SOURCE MATERIAL =>
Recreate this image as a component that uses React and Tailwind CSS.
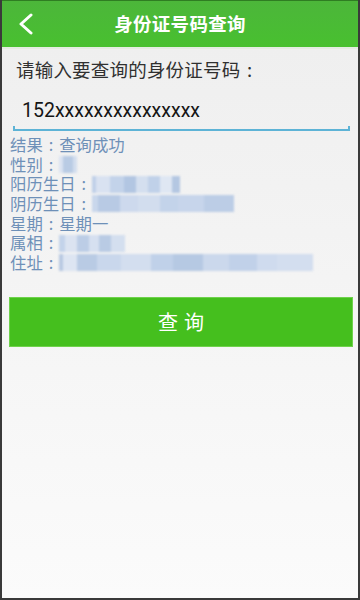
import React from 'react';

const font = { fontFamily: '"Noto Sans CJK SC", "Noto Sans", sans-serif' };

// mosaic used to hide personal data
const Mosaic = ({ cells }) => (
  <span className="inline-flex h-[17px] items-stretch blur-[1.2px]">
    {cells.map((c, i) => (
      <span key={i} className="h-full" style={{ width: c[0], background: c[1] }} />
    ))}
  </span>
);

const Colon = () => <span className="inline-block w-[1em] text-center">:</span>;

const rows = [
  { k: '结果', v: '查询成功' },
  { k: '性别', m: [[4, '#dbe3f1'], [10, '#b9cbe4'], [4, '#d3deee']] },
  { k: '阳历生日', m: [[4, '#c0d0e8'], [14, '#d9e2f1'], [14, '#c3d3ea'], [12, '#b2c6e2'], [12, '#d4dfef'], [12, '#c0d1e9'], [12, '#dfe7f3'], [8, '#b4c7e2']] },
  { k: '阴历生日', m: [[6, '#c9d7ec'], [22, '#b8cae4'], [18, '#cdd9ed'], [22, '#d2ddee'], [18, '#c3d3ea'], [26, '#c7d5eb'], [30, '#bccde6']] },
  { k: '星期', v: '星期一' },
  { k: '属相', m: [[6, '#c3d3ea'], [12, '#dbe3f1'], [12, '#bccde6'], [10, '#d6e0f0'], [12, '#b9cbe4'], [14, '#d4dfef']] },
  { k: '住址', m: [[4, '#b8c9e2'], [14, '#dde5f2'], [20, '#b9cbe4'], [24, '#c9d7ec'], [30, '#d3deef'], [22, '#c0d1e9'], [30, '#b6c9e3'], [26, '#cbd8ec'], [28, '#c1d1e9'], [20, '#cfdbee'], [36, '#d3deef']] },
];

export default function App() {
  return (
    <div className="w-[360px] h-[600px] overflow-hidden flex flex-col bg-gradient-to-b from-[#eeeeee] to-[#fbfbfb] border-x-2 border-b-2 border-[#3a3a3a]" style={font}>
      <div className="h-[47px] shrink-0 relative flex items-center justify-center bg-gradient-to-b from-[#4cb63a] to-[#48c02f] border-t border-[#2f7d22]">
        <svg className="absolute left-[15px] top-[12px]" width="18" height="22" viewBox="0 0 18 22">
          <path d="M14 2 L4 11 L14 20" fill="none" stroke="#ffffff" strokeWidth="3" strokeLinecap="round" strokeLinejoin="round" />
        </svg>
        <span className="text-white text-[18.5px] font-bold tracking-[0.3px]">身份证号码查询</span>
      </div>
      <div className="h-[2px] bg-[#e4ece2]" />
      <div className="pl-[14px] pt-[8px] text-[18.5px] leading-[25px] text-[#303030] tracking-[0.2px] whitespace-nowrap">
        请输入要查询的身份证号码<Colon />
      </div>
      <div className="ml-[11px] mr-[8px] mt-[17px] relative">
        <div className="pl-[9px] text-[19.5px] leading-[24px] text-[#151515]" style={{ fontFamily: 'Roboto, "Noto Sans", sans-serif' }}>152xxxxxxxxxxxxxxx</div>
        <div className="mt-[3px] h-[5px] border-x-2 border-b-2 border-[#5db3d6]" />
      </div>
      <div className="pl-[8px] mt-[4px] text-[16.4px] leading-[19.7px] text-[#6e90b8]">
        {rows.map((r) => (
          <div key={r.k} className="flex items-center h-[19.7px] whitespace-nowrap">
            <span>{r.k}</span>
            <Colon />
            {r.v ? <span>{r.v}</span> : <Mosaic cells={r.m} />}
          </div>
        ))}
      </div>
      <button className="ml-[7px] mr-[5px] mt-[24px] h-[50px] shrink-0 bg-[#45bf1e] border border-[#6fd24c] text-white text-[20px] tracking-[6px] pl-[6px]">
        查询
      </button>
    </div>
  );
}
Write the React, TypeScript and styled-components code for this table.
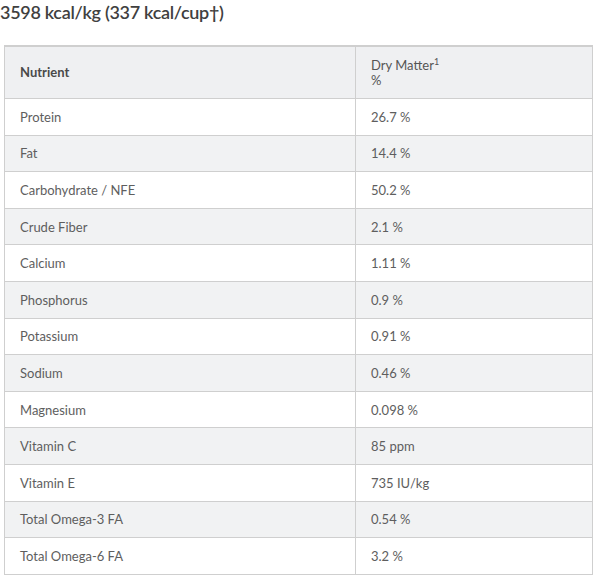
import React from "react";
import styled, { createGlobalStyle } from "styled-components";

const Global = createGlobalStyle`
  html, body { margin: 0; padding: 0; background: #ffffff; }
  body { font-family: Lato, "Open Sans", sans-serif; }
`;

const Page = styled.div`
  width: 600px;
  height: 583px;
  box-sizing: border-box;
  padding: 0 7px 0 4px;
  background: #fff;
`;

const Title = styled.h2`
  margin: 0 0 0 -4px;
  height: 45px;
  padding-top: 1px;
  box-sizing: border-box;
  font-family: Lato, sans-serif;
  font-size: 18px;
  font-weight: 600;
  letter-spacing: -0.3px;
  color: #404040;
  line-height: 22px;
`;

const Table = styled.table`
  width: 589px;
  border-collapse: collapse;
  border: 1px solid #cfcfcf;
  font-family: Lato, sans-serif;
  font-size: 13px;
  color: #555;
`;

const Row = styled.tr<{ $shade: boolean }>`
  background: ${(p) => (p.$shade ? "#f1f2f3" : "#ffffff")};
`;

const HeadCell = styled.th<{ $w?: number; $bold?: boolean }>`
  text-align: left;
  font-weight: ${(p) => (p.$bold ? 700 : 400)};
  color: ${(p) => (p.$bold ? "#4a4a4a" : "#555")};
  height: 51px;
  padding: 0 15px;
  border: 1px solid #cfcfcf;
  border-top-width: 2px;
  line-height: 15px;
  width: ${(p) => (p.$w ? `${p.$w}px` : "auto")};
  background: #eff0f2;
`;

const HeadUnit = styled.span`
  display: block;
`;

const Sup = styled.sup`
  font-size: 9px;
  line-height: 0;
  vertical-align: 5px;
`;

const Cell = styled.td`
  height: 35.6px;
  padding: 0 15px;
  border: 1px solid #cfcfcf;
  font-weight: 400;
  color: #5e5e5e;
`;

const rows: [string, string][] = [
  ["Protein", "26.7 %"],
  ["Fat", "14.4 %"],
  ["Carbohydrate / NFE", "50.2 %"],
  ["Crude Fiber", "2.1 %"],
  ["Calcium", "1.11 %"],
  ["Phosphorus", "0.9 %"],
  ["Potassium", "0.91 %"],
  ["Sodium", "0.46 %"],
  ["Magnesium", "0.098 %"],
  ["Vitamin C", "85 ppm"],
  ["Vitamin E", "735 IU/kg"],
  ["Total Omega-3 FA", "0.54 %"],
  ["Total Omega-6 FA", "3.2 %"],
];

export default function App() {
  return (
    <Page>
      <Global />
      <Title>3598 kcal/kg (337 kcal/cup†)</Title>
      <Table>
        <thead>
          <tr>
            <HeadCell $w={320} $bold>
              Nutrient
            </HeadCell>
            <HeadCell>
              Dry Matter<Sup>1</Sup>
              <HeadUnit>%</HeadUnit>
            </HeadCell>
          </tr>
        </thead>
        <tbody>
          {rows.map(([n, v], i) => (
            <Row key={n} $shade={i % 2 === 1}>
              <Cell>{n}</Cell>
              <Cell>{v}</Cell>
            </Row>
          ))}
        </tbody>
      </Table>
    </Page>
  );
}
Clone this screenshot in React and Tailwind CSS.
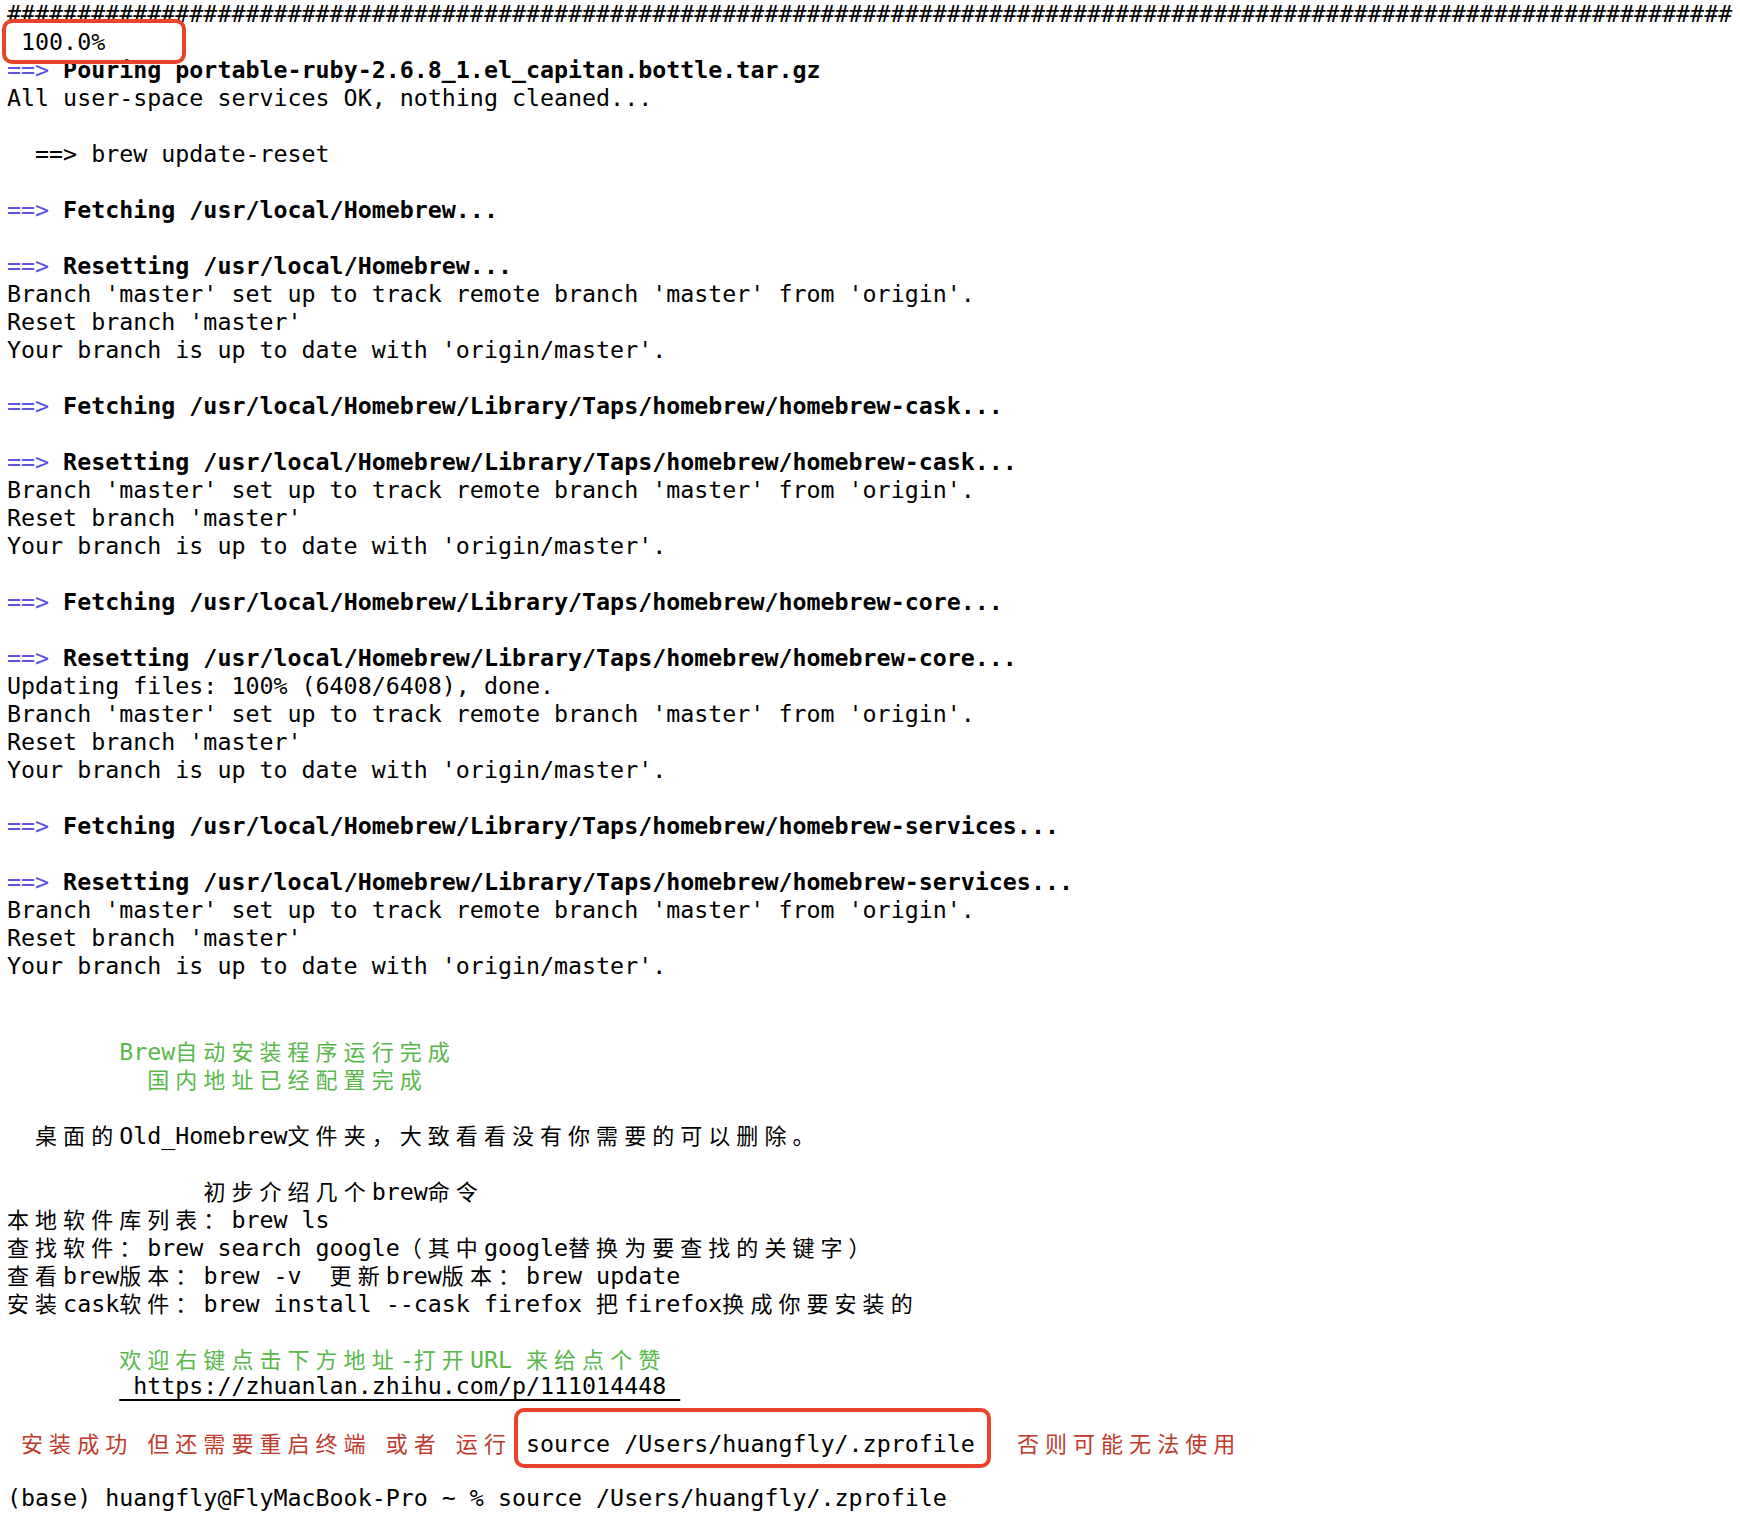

WORK TO COMPLETE => Every entry must be transcribed exactly. Pictures do not belong in the copy.

FINISHED ANSWER =>
Recreate this image as a component that uses React and Tailwind CSS.
import React from 'react';

const font = { fontFamily: '"Noto Sans CJK SC", "Noto Sans", sans-serif' };

// mosaic used to hide personal data
const Mosaic = ({ cells }) => (
  <span className="inline-flex h-[17px] items-stretch blur-[1.2px]">
    {cells.map((c, i) => (
      <span key={i} className="h-full" style={{ width: c[0], background: c[1] }} />
    ))}
  </span>
);

const Colon = () => <span className="inline-block w-[1em] text-center">:</span>;

const rows = [
  { k: '结果', v: '查询成功' },
  { k: '性别', m: [[4, '#dbe3f1'], [10, '#b9cbe4'], [4, '#d3deee']] },
  { k: '阳历生日', m: [[4, '#c0d0e8'], [14, '#d9e2f1'], [14, '#c3d3ea'], [12, '#b2c6e2'], [12, '#d4dfef'], [12, '#c0d1e9'], [12, '#dfe7f3'], [8, '#b4c7e2']] },
  { k: '阴历生日', m: [[6, '#c9d7ec'], [22, '#b8cae4'], [18, '#cdd9ed'], [22, '#d2ddee'], [18, '#c3d3ea'], [26, '#c7d5eb'], [30, '#bccde6']] },
  { k: '星期', v: '星期一' },
  { k: '属相', m: [[6, '#c3d3ea'], [12, '#dbe3f1'], [12, '#bccde6'], [10, '#d6e0f0'], [12, '#b9cbe4'], [14, '#d4dfef']] },
  { k: '住址', m: [[4, '#b8c9e2'], [14, '#dde5f2'], [20, '#b9cbe4'], [24, '#c9d7ec'], [30, '#d3deef'], [22, '#c0d1e9'], [30, '#b6c9e3'], [26, '#cbd8ec'], [28, '#c1d1e9'], [20, '#cfdbee'], [36, '#d3deef']] },
];

export default function App() {
  return (
    <div className="w-[360px] h-[600px] overflow-hidden flex flex-col bg-gradient-to-b from-[#eeeeee] to-[#fbfbfb] border-x-2 border-b-2 border-[#3a3a3a]" style={font}>
      <div className="h-[47px] shrink-0 relative flex items-center justify-center bg-gradient-to-b from-[#4cb63a] to-[#48c02f] border-t border-[#2f7d22]">
        <svg className="absolute left-[15px] top-[12px]" width="18" height="22" viewBox="0 0 18 22">
          <path d="M14 2 L4 11 L14 20" fill="none" stroke="#ffffff" strokeWidth="3" strokeLinecap="round" strokeLinejoin="round" />
        </svg>
        <span className="text-white text-[18.5px] font-bold tracking-[0.3px]">身份证号码查询</span>
      </div>
      <div className="h-[2px] bg-[#e4ece2]" />
      <div className="pl-[14px] pt-[8px] text-[18.5px] leading-[25px] text-[#303030] tracking-[0.2px] whitespace-nowrap">
        请输入要查询的身份证号码<Colon />
      </div>
      <div className="ml-[11px] mr-[8px] mt-[17px] relative">
        <div className="pl-[9px] text-[19.5px] leading-[24px] text-[#151515]" style={{ fontFamily: 'Roboto, "Noto Sans", sans-serif' }}>152xxxxxxxxxxxxxxx</div>
        <div className="mt-[3px] h-[5px] border-x-2 border-b-2 border-[#5db3d6]" />
      </div>
      <div className="pl-[8px] mt-[4px] text-[16.4px] leading-[19.7px] text-[#6e90b8]">
        {rows.map((r) => (
          <div key={r.k} className="flex items-center h-[19.7px] whitespace-nowrap">
            <span>{r.k}</span>
            <Colon />
            {r.v ? <span>{r.v}</span> : <Mosaic cells={r.m} />}
          </div>
        ))}
      </div>
      <button className="ml-[7px] mr-[5px] mt-[24px] h-[50px] shrink-0 bg-[#45bf1e] border border-[#6fd24c] text-white text-[20px] tracking-[6px] pl-[6px]">
        查询
      </button>
    </div>
  );
}
Write the React, TypeScript and styled-components code for this table.
import React from "react";
import styled, { createGlobalStyle } from "styled-components";

const Global = createGlobalStyle`
  html, body { margin: 0; padding: 0; background: #ffffff; }
  body { font-family: Lato, "Open Sans", sans-serif; }
`;

const Page = styled.div`
  width: 600px;
  height: 583px;
  box-sizing: border-box;
  padding: 0 7px 0 4px;
  background: #fff;
`;

const Title = styled.h2`
  margin: 0 0 0 -4px;
  height: 45px;
  padding-top: 1px;
  box-sizing: border-box;
  font-family: Lato, sans-serif;
  font-size: 18px;
  font-weight: 600;
  letter-spacing: -0.3px;
  color: #404040;
  line-height: 22px;
`;

const Table = styled.table`
  width: 589px;
  border-collapse: collapse;
  border: 1px solid #cfcfcf;
  font-family: Lato, sans-serif;
  font-size: 13px;
  color: #555;
`;

const Row = styled.tr<{ $shade: boolean }>`
  background: ${(p) => (p.$shade ? "#f1f2f3" : "#ffffff")};
`;

const HeadCell = styled.th<{ $w?: number; $bold?: boolean }>`
  text-align: left;
  font-weight: ${(p) => (p.$bold ? 700 : 400)};
  color: ${(p) => (p.$bold ? "#4a4a4a" : "#555")};
  height: 51px;
  padding: 0 15px;
  border: 1px solid #cfcfcf;
  border-top-width: 2px;
  line-height: 15px;
  width: ${(p) => (p.$w ? `${p.$w}px` : "auto")};
  background: #eff0f2;
`;

const HeadUnit = styled.span`
  display: block;
`;

const Sup = styled.sup`
  font-size: 9px;
  line-height: 0;
  vertical-align: 5px;
`;

const Cell = styled.td`
  height: 35.6px;
  padding: 0 15px;
  border: 1px solid #cfcfcf;
  font-weight: 400;
  color: #5e5e5e;
`;

const rows: [string, string][] = [
  ["Protein", "26.7 %"],
  ["Fat", "14.4 %"],
  ["Carbohydrate / NFE", "50.2 %"],
  ["Crude Fiber", "2.1 %"],
  ["Calcium", "1.11 %"],
  ["Phosphorus", "0.9 %"],
  ["Potassium", "0.91 %"],
  ["Sodium", "0.46 %"],
  ["Magnesium", "0.098 %"],
  ["Vitamin C", "85 ppm"],
  ["Vitamin E", "735 IU/kg"],
  ["Total Omega-3 FA", "0.54 %"],
  ["Total Omega-6 FA", "3.2 %"],
];

export default function App() {
  return (
    <Page>
      <Global />
      <Title>3598 kcal/kg (337 kcal/cup†)</Title>
      <Table>
        <thead>
          <tr>
            <HeadCell $w={320} $bold>
              Nutrient
            </HeadCell>
            <HeadCell>
              Dry Matter<Sup>1</Sup>
              <HeadUnit>%</HeadUnit>
            </HeadCell>
          </tr>
        </thead>
        <tbody>
          {rows.map(([n, v], i) => (
            <Row key={n} $shade={i % 2 === 1}>
              <Cell>{n}</Cell>
              <Cell>{v}</Cell>
            </Row>
          ))}
        </tbody>
      </Table>
    </Page>
  );
}
Clone this screenshot in React and Tailwind CSS.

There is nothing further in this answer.